[Information shown start]

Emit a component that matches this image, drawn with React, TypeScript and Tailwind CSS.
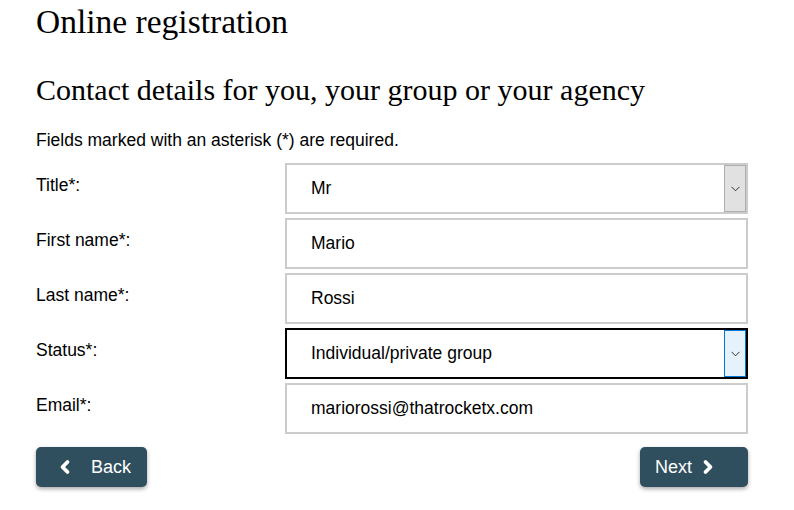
import { ChevronLeft, ChevronRight } from "lucide-react";

const rows = [
  { label: "Title*:", value: "Mr", select: true },
  { label: "First name*:", value: "Mario" },
  { label: "Last name*:", value: "Rossi" },
  { label: "Status*:", value: "Individual/private group", select: true, focused: true },
  { label: "Email*:", value: "mariorossi@thatrocketx.com" },
];

const Caret = () => (
  <svg width="9" height="6" viewBox="0 0 9 6" fill="none">
    <path d="M0.5 0.8 L4.5 4.8 L8.5 0.8" stroke="#333" strokeWidth="1" />
  </svg>
);

const Field = ({ value, select, focused }: { value: string; select?: boolean; focused?: boolean }) => (
  <div
    className={
      focused
        ? "flex h-[51px] w-[463px] items-stretch border-2 border-black bg-white"
        : "flex h-[51px] w-[463px] items-stretch border-2 border-[#cccccc] bg-white"
    }
  >
    <div className="flex flex-1 items-center pl-[24px] text-[17.5px] text-black">{value}</div>
    {select &&
      (focused ? (
        <div className="flex w-[22px] items-center justify-center border border-[#0078d7] bg-[#e5f1fb]">
          <Caret />
        </div>
      ) : (
        <div className="flex w-[22px] items-center justify-center border border-[#adadad] bg-[#e1e1e1]">
          <Caret />
        </div>
      ))}
  </div>
);

export default function App() {
  return (
    <div className="min-h-[510px] bg-white pl-[36px] font-['Liberation_Sans',Arial,sans-serif] text-black">
      <h1 className="pt-[2px] font-['Liberation_Serif',Georgia,serif] text-[33.5px] leading-[40px]">
        Online registration
      </h1>
      <h2 className="mt-[28px] font-['Liberation_Serif',Georgia,serif] text-[30px] leading-[40px]">
        Contact details for you, your group or your agency
      </h2>
      <p className="mt-[20px] text-[17.5px] leading-[20px]">Fields marked with an asterisk (*) are required.</p>

      <div className="mt-[13px] flex flex-col gap-[4px]">
        {rows.map((r) => (
          <div key={r.label} className="flex items-start">
            <div className="w-[249px] pt-[12px] text-[17.5px] leading-[20px]">{r.label}</div>
            <Field value={r.value} select={r.select} focused={r.focused} />
          </div>
        ))}
      </div>

      <div className="mt-[13px] flex w-[712px] justify-between">
        <button className="flex h-[40px] w-[111px] items-center rounded-[5px] bg-[#2f4e5e] pl-[19px] text-[18px] text-white shadow-[0_2px_4px_rgba(0,0,0,0.35)]">
          <ChevronLeft size={20} strokeWidth={4.5} />
          <span className="ml-[16px]">Back</span>
        </button>
        <button className="flex h-[40px] w-[108px] items-center rounded-[5px] bg-[#2f4e5e] pl-[15px] text-[18px] text-white shadow-[0_2px_4px_rgba(0,0,0,0.35)]">
          <span>Next</span>
          <ChevronRight size={20} strokeWidth={4.5} className="ml-[6px]" />
        </button>
      </div>
    </div>
  );
}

[Information shown end]

### [Short exercise]
Determine how many lines in the listing above hold the string "with", then write only the number.

### [Complete answer]
2